If it weren’t for the $16,000 that the University of Idaho’s Expanded Food and Nutrition Education Program (EFNEP) contributed this year, Roseanne Daily says the van likely wouldn’t be stopping at four low-income Boise apartment complexes that house primarily refugees. “The partnership is amazing,” says Daily, recreation coordinator for Boise Parks & Recreation. “It really helps.”

It’s also serendipitous. EFNEP is a UI Extension program. Linda Gossett, UI Extension’s EFNEP educator in Boise, was sifting through her budget for dollars to teach nutrition and physical activity to additional low-income children—and finding those dollars short—just as Boise Parks & Recreation’s Doug Holloway was discovering that the city wouldn’t be funding his request for a dietitian to serve similar kids.

Boise groups team up for “great partnership”

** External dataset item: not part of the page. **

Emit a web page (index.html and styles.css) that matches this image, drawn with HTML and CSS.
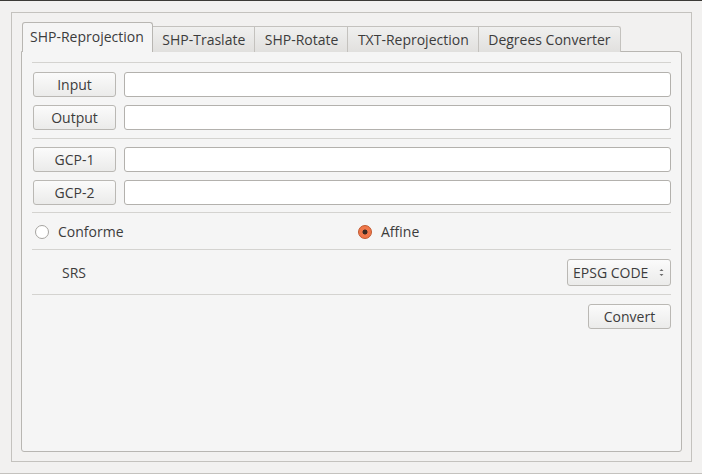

“It was a great partnership from the beginning,” says Holloway, the department’s superintendent of recreation. He and Gossett put their heads—and their programs—together, then brought the Idaho Foodbank and registered dietitians from the Humphreys Diabetes Center into the fold. The result: a coordinated, multi-agency program—grounded in a Michigan State University 4-H curriculum called Jump into Foods and Fitness (JIFF)—and a whole enthusiastic team of nutrition and exercise experts.

America’s Promise, Boise Weekly, and the Boise Sunrise Rotary Club also provided financial support to the mobile van, which was launched last President’s Day.

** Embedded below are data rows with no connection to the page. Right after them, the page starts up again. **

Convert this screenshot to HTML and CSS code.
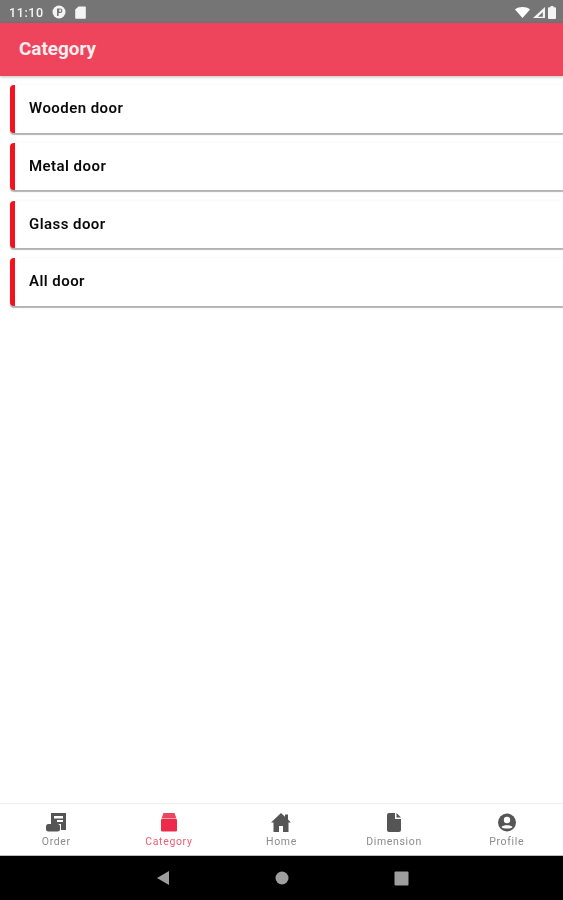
FILE: index.html
```html
<!DOCTYPE html>
<html lang="en">
<head>
<meta charset="utf-8">
<title>Category</title>
<link rel="stylesheet" href="styles.css">
</head>
<body>
<div class="screen">
  <div class="status">
    <span class="time">11:10</span>
    <svg class="st-icon" width="14" height="14" viewBox="0 0 14 14"><circle cx="7" cy="7" r="6.5" fill="#f4f4f4"/><path d="M5 3.500h3.200a2.200 2.200 0 0 1 0 4.400H6.600V11H5z" fill="#757575"/><path d="M7.200 4.600v2.200h1a1.100 1.100 0 0 0 0-2.200z" fill="#f4f4f4"/></svg>
    <svg class="st-icon st-sd" width="11" height="13" viewBox="0 0 11 13"><path d="M3.500 0.500H10a.8.8 0 0 1 .8.8v10.600a.8.8 0 0 1-.8.8H1a.8.8 0 0 1-.8-.8V3.600z" fill="#f4f4f4"/></svg>
    <span class="st-right">
      <svg width="15" height="11" viewBox="0 0 15 11"><path d="M0 2.400C4.200-.8 10.800-.8 15 2.400L7.500 11z" fill="#fff"/></svg>
      <svg width="12" height="11" viewBox="0 0 12 11"><path d="M12 0v11H0z" fill="#f4f4f4"/><path d="M9.800 5v4.800H5z" fill="#757575"/></svg>
      <svg width="8" height="13" viewBox="0 0 8 13"><path d="M2.500 0h3v1.300H7a1 1 0 0 1 1 1V12a1 1 0 0 1-1 1H1a1 1 0 0 1-1-1V2.300a1 1 0 0 1 1-1h1.500z" fill="#f4f4f4"/></svg>
    </span>
  </div>
  <header class="appbar">Category</header>
  <main class="list">
    <div class="card">Wooden door</div>
    <div class="card">Metal door</div>
    <div class="card">Glass door</div>
    <div class="card">All door</div>
  </main>
  <nav class="tabs">
    <div class="tab">
      <svg width="22" height="19" viewBox="0 0 22 19"><path d="M6 0h15v17h-5v-6H6z" fill="#555"/><path d="M9 3h9v2.500H9zM12 7h6v2h-6z" fill="#fff"/><rect x="1" y="11" width="14" height="7.500" rx="2.500" fill="#555"/></svg>
      <span>Order</span>
    </div>
    <div class="tab active">
      <svg width="20" height="19" viewBox="0 0 20 19"><path d="M4.500 0h11l2 5.500h-15z" fill="#e8475f"/><rect x="2" y="6" width="16" height="12.500" rx="1" fill="#ee2a4a"/></svg>
      <span>Category</span>
    </div>
    <div class="tab">
      <svg width="22" height="19" viewBox="0 0 22 19"><path d="M11 0L1 9.500h2.500V19H9v-6h4v6h5.500V9.500H21l-3-2.900V1.500h-3v2.300z" fill="#555"/></svg>
      <span>Home</span>
    </div>
    <div class="tab">
      <svg width="20" height="19" viewBox="0 0 20 19"><path d="M5 0h6v6h6v11a2 2 0 0 1-2 2H5a2 2 0 0 1-2-2V2a2 2 0 0 1 2-2z" fill="#555"/><path d="M12.500 0l4.500 4.500h-4.500z" fill="#555"/></svg>
      <span>Dimension</span>
    </div>
    <div class="tab">
      <svg width="20" height="19" viewBox="0 0 20 19"><circle cx="10" cy="9.500" r="9" fill="#555"/><circle cx="10" cy="7" r="3.200" fill="#fff"/><path d="M4.500 14c1.500-2.400 9.500-2.400 11 0-1.500 2-9.500 2-11 0z" fill="#fff"/></svg>
      <span>Profile</span>
    </div>
  </nav>
  <div class="sysnav">
    <svg width="14" height="16" viewBox="0 0 14 16"><path d="M13 1v14L1 8z" fill="#9e9e9e"/></svg>
    <svg width="14" height="14" viewBox="0 0 14 14"><circle cx="7" cy="7" r="6.500" fill="#9e9e9e"/></svg>
    <svg width="15" height="15" viewBox="0 0 15 15"><rect x="0.500" y="0.500" width="14" height="14" rx="1" fill="#9e9e9e"/></svg>
  </div>
</div>
</body>
</html>
```
FILE: styles.css
```css
* { box-sizing: border-box; }
html, body { margin: 0; padding: 0; }
body { background: #fff; font-family: Roboto, "Liberation Sans", sans-serif; }
.screen { width: 563px; height: 900px; display: flex; flex-direction: column; overflow: hidden; }
.status { height: 23px; flex: none; background: #757575; color: #f4f4f4; display: flex; align-items: center; padding: 1px 7px 0 9px; font-size: 12.500px; letter-spacing: .6px; font-weight: 500; }
.time { margin-right: 8px; filter: blur(.4px); }
.st-icon { margin-right: 8px; filter: blur(.4px); }
.st-sd { margin-left: 1px; }
.st-right { margin-left: auto; display: flex; align-items: center; gap: 3px; filter: blur(.4px); }
.appbar { height: 53px; flex: none; background: #ee455c; color: #fbeef0; font-size: 18.900px; font-weight: 700; display: flex; align-items: center; padding: 0 0 2px 19px; box-shadow: 0 1px 3px rgba(0,0,0,.25); position: relative; }
.list { flex: 1; display: flex; flex-direction: column; gap: 10.200px; padding: 9px 0 0 10px; }
.card { height: 47.600px; background: #fff; border-left: 5px solid #f4121f; border-radius: 4px 0 0 4px; box-shadow: 0 -1px 2px rgba(0,0,0,.03), 0 1.500px 1px rgba(0,0,0,.3); display: flex; align-items: center; padding: 0 0 1.500px 14px; font-size: 15px; font-weight: 600; color: #0a0a0a; letter-spacing: .45px; filter: blur(.4px); }
.tabs { height: 53px; flex: none; display: grid; grid-template-columns: repeat(5, 1fr); border-top: 1px solid #f0f0f0; border-bottom: 1px solid #bdbdbd; background: #fff; padding-top: 9px; }
.tab { display: flex; flex-direction: column; align-items: center; gap: 3px; font-size: 10.500px; letter-spacing: .65px; color: #8c8c8c; filter: blur(.4px); }
.tab svg { flex: none; }
.tab.active { color: #ef5e74; }
.sysnav { height: 44px; flex: none; background: #000; display: flex; align-items: center; justify-content: center; gap: 105px; padding-left: 2px; filter: blur(.3px); }
```
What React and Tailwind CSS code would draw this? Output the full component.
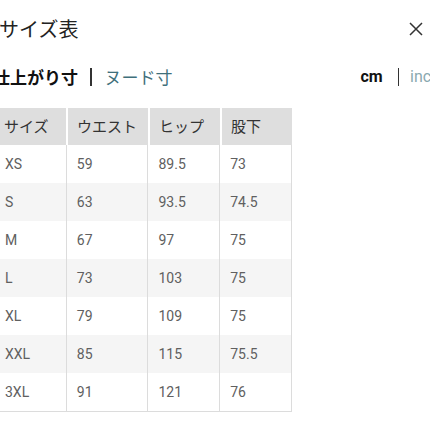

“Before, I only had enough money for a part-time position—and one person just can’t reach this many kids,” says Gossett. “Now we’re able to get our messages about nutrition and physical activity to more kids and in a much more efficient way.” By providing a signer, Boise Parks & Recreation even delivers those messages to deaf children.

Keeping nutrition messages simple

Daily limits her JIFF-based nutrition lessons to five minutes while the kids enjoy the juice, milk, cheese sticks, granola bars, dried fruit, and other tasty snacks the Idaho Foodbank contributes. That’s as long as she can keep their minds off the balls they’d rather be kicking around. “I want them to understand that nutrition isn’t rocket science,” she says. “It doesn’t have to be difficult—just simple choices, everyday things, like drinking more water and eating as many fruits and vegetables as you want.”

Daily says the JIFF curriculum is easy to deliver, and its results are easy to track. For 11 weeks this summer alone, she calculates the mobile van’s “youth visits” at 2,100 at the four apartment complexes and 1,159 at eight parks. In its first school semester last spring, it also traveled to nine Title I elementary schools—schools with high percentages of youth from low-income families—after school (3,606 youth visits) and at lunch (21,964 youth visits).

“We knew from our research that the mobile recreation unit would be a welcome addition in areas that needed its services most,” says David Bieter, Boise mayor and a program advocate. “What we didn’t know was how overwhelmingly popular it would be. Its success has exceeded all of our estimates.”

The partnership, though not the van, even reaches into after-school community centers adjacent to two and soon-to-be three Boise schools.

Gossett describes a central EFNEP mission as improving the nutrition, food preparation skills, food purchasing, food safety practices, and physical activity of low-income families and youth. “Low-income children often don’t live near grocery stores; instead, they live near gas-station food marts where they don’t have a lot of choices,” she notes. Money is also tight for buying sports equipment or participating in organized teams.

Children who don’t normally mingle form teams, gain nutrition wisdom

On the apartment complex playfield, children from cultures that don’t normally mingle are forming teams. “They play good. They play together. They like it,” says Somali mom Fatuma Ali, with a hearty thumb’s up. Even the small Muslim girls slip on soccer vests over their long skirts and head scarves.

Resting afterwards, 11-year-old Haruni of Somalia recalls what he’s learned about nutrition. “Don’t drink too much soda,” he says. “Get a lot of water for yourself. Take a spoonful of French fries, if you want.”

“Don’t eat too much sugar,” continues his 8-year-old sister, Amina. “Eat healthy stuff, like cheese. If you don’t eat healthy stuff, you won’t get bigger.”

“If you eat apples and juice, you are going to grow up strong and healthy,” affirms Diana, 10, of Afghanistan. “If you eat too much chocolate, you’ll get fat and get cavities.”

Fortunately, says Daily, the African, Middle Eastern, Asian, and Russian refugees who comprise the majority of the apartment complexes’ populations haven’t yet developed American super-sized habits. She hopes they’ll resist the temptation to “get on the fast-food bandwagon” that has fattened so many of their U.S.-born schoolmates.

“The statistics aren’t lying that kids are heavier today than they were 10 years ago,” says Holloway. “They’re heavier than they were five years ago. Even when they have choices to make, they make the wrong ones because the sexier snacks typically taste better. We have to provide that educational component because the schools don’t have time.”

Through UI Extension’s research-based teaching materials, the mobile recreation unit’s young clients are discovering not only what they should eat but why. Says Holloway: “Kids understand it better when you take it that one step further.”